■ The task:
Reproduce each line exactly, including spacing and punctuation.

■ Supplied data:
* Begin *

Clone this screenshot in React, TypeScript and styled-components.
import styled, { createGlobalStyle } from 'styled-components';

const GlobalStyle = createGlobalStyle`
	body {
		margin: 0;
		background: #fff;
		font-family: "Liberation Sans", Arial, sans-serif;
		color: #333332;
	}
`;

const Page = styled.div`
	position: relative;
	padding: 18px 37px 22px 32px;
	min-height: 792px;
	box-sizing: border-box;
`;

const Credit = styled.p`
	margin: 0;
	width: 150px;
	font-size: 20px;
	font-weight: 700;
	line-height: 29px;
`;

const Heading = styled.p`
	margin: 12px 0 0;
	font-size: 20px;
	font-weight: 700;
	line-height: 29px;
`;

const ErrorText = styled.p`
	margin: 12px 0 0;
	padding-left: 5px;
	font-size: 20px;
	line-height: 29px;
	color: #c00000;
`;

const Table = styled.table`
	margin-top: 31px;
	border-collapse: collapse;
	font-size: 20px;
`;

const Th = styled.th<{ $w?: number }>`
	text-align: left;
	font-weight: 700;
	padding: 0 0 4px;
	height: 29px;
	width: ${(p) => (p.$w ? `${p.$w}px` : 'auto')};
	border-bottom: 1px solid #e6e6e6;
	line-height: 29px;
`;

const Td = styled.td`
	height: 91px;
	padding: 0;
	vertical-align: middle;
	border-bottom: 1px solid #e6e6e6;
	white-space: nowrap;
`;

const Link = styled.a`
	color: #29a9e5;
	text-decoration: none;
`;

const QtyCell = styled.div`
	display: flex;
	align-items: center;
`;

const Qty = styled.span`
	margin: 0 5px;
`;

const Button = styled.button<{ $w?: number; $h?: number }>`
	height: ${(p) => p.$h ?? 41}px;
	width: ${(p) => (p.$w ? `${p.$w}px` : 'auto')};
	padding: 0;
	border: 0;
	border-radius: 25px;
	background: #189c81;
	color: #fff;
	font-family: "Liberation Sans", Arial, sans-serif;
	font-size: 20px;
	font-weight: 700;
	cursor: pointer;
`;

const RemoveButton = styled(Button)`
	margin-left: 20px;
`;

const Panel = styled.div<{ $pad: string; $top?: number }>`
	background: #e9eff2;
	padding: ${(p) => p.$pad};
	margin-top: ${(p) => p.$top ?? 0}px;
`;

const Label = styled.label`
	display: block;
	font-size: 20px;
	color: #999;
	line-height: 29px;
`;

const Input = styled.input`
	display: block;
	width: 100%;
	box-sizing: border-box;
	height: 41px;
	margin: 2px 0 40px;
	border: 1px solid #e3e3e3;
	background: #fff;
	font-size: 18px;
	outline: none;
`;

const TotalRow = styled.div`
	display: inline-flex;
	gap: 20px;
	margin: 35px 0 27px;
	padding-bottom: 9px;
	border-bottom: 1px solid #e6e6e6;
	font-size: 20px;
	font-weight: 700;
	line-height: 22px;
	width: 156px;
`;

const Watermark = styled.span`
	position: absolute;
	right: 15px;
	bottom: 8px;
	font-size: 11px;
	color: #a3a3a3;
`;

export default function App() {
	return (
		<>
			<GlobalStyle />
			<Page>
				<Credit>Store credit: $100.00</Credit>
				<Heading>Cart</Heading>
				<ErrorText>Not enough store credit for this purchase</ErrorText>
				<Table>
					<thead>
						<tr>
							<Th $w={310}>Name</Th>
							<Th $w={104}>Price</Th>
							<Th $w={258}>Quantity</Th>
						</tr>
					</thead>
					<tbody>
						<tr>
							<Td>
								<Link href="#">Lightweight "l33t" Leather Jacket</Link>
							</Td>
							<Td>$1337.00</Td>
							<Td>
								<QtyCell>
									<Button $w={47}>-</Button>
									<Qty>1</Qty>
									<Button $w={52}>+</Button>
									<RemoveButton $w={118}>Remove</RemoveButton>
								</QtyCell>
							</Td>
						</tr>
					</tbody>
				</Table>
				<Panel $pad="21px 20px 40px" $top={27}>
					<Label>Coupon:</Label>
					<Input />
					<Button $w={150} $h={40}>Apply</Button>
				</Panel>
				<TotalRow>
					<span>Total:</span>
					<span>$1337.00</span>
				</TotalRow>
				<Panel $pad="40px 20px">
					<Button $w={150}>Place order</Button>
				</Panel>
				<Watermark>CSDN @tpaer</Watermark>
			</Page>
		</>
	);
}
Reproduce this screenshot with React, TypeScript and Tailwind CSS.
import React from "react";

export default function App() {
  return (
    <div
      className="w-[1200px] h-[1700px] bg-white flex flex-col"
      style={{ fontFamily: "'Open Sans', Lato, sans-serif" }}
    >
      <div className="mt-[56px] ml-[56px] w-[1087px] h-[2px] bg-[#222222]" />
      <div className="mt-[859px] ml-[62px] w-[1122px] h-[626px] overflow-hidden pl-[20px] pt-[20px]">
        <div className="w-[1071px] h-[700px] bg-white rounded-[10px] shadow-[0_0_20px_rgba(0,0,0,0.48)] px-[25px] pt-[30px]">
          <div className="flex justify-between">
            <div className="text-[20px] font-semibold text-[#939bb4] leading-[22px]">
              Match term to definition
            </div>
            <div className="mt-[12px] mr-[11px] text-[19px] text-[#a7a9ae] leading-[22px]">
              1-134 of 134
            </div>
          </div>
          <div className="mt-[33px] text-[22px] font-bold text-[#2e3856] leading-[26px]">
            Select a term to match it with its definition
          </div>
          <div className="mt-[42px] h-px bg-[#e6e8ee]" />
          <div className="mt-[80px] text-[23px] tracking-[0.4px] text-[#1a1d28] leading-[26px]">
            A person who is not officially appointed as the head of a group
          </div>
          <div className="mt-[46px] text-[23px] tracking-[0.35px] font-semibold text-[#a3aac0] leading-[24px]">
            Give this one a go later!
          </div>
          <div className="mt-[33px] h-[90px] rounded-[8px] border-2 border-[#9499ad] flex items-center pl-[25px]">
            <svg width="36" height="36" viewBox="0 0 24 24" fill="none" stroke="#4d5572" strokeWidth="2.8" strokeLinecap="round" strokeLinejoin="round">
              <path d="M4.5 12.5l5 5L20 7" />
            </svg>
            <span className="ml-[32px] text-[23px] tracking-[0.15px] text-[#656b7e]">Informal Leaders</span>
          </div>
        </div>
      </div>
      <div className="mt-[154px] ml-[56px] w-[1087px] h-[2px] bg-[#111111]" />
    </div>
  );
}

* End *

■ Answer for the task:
Clone this screenshot in React, TypeScript and styled-components.
import styled, { createGlobalStyle } from 'styled-components';

const GlobalStyle = createGlobalStyle`
	body {
		margin: 0;
		background: #fff;
		font-family: "Liberation Sans", Arial, sans-serif;
		color: #333332;
	}
`;

const Page = styled.div`
	position: relative;
	padding: 18px 37px 22px 32px;
	min-height: 792px;
	box-sizing: border-box;
`;

const Credit = styled.p`
	margin: 0;
	width: 150px;
	font-size: 20px;
	font-weight: 700;
	line-height: 29px;
`;

const Heading = styled.p`
	margin: 12px 0 0;
	font-size: 20px;
	font-weight: 700;
	line-height: 29px;
`;

const ErrorText = styled.p`
	margin: 12px 0 0;
	padding-left: 5px;
	font-size: 20px;
	line-height: 29px;
	color: #c00000;
`;

const Table = styled.table`
	margin-top: 31px;
	border-collapse: collapse;
	font-size: 20px;
`;

const Th = styled.th<{ $w?: number }>`
	text-align: left;
	font-weight: 700;
	padding: 0 0 4px;
	height: 29px;
	width: ${(p) => (p.$w ? `${p.$w}px` : 'auto')};
	border-bottom: 1px solid #e6e6e6;
	line-height: 29px;
`;

const Td = styled.td`
	height: 91px;
	padding: 0;
	vertical-align: middle;
	border-bottom: 1px solid #e6e6e6;
	white-space: nowrap;
`;

const Link = styled.a`
	color: #29a9e5;
	text-decoration: none;
`;

const QtyCell = styled.div`
	display: flex;
	align-items: center;
`;

const Qty = styled.span`
	margin: 0 5px;
`;

const Button = styled.button<{ $w?: number; $h?: number }>`
	height: ${(p) => p.$h ?? 41}px;
	width: ${(p) => (p.$w ? `${p.$w}px` : 'auto')};
	padding: 0;
	border: 0;
	border-radius: 25px;
	background: #189c81;
	color: #fff;
	font-family: "Liberation Sans", Arial, sans-serif;
	font-size: 20px;
	font-weight: 700;
	cursor: pointer;
`;

const RemoveButton = styled(Button)`
	margin-left: 20px;
`;

const Panel = styled.div<{ $pad: string; $top?: number }>`
	background: #e9eff2;
	padding: ${(p) => p.$pad};
	margin-top: ${(p) => p.$top ?? 0}px;
`;

const Label = styled.label`
	display: block;
	font-size: 20px;
	color: #999;
	line-height: 29px;
`;

const Input = styled.input`
	display: block;
	width: 100%;
	box-sizing: border-box;
	height: 41px;
	margin: 2px 0 40px;
	border: 1px solid #e3e3e3;
	background: #fff;
	font-size: 18px;
	outline: none;
`;

const TotalRow = styled.div`
	display: inline-flex;
	gap: 20px;
	margin: 35px 0 27px;
	padding-bottom: 9px;
	border-bottom: 1px solid #e6e6e6;
	font-size: 20px;
	font-weight: 700;
	line-height: 22px;
	width: 156px;
`;

const Watermark = styled.span`
	position: absolute;
	right: 15px;
	bottom: 8px;
	font-size: 11px;
	color: #a3a3a3;
`;

export default function App() {
	return (
		<>
			<GlobalStyle />
			<Page>
				<Credit>Store credit: $100.00</Credit>
				<Heading>Cart</Heading>
				<ErrorText>Not enough store credit for this purchase</ErrorText>
				<Table>
					<thead>
						<tr>
							<Th $w={310}>Name</Th>
							<Th $w={104}>Price</Th>
							<Th $w={258}>Quantity</Th>
						</tr>
					</thead>
					<tbody>
						<tr>
							<Td>
								<Link href="#">Lightweight "l33t" Leather Jacket</Link>
							</Td>
							<Td>$1337.00</Td>
							<Td>
								<QtyCell>
									<Button $w={47}>-</Button>
									<Qty>1</Qty>
									<Button $w={52}>+</Button>
									<RemoveButton $w={118}>Remove</RemoveButton>
								</QtyCell>
							</Td>
						</tr>
					</tbody>
				</Table>
				<Panel $pad="21px 20px 40px" $top={27}>
					<Label>Coupon:</Label>
					<Input />
					<Button $w={150} $h={40}>Apply</Button>
				</Panel>
				<TotalRow>
					<span>Total:</span>
					<span>$1337.00</span>
				</TotalRow>
				<Panel $pad="40px 20px">
					<Button $w={150}>Place order</Button>
				</Panel>
				<Watermark>CSDN @tpaer</Watermark>
			</Page>
		</>
	);
}
Reproduce this screenshot with React, TypeScript and Tailwind CSS.
import React from "react";

export default function App() {
  return (
    <div
      className="w-[1200px] h-[1700px] bg-white flex flex-col"
      style={{ fontFamily: "'Open Sans', Lato, sans-serif" }}
    >
      <div className="mt-[56px] ml-[56px] w-[1087px] h-[2px] bg-[#222222]" />
      <div className="mt-[859px] ml-[62px] w-[1122px] h-[626px] overflow-hidden pl-[20px] pt-[20px]">
        <div className="w-[1071px] h-[700px] bg-white rounded-[10px] shadow-[0_0_20px_rgba(0,0,0,0.48)] px-[25px] pt-[30px]">
          <div className="flex justify-between">
            <div className="text-[20px] font-semibold text-[#939bb4] leading-[22px]">
              Match term to definition
            </div>
            <div className="mt-[12px] mr-[11px] text-[19px] text-[#a7a9ae] leading-[22px]">
              1-134 of 134
            </div>
          </div>
          <div className="mt-[33px] text-[22px] font-bold text-[#2e3856] leading-[26px]">
            Select a term to match it with its definition
          </div>
          <div className="mt-[42px] h-px bg-[#e6e8ee]" />
          <div className="mt-[80px] text-[23px] tracking-[0.4px] text-[#1a1d28] leading-[26px]">
            A person who is not officially appointed as the head of a group
          </div>
          <div className="mt-[46px] text-[23px] tracking-[0.35px] font-semibold text-[#a3aac0] leading-[24px]">
            Give this one a go later!
          </div>
          <div className="mt-[33px] h-[90px] rounded-[8px] border-2 border-[#9499ad] flex items-center pl-[25px]">
            <svg width="36" height="36" viewBox="0 0 24 24" fill="none" stroke="#4d5572" strokeWidth="2.8" strokeLinecap="round" strokeLinejoin="round">
              <path d="M4.5 12.5l5 5L20 7" />
            </svg>
            <span className="ml-[32px] text-[23px] tracking-[0.15px] text-[#656b7e]">Informal Leaders</span>
          </div>
        </div>
      </div>
      <div className="mt-[154px] ml-[56px] w-[1087px] h-[2px] bg-[#111111]" />
    </div>
  );
}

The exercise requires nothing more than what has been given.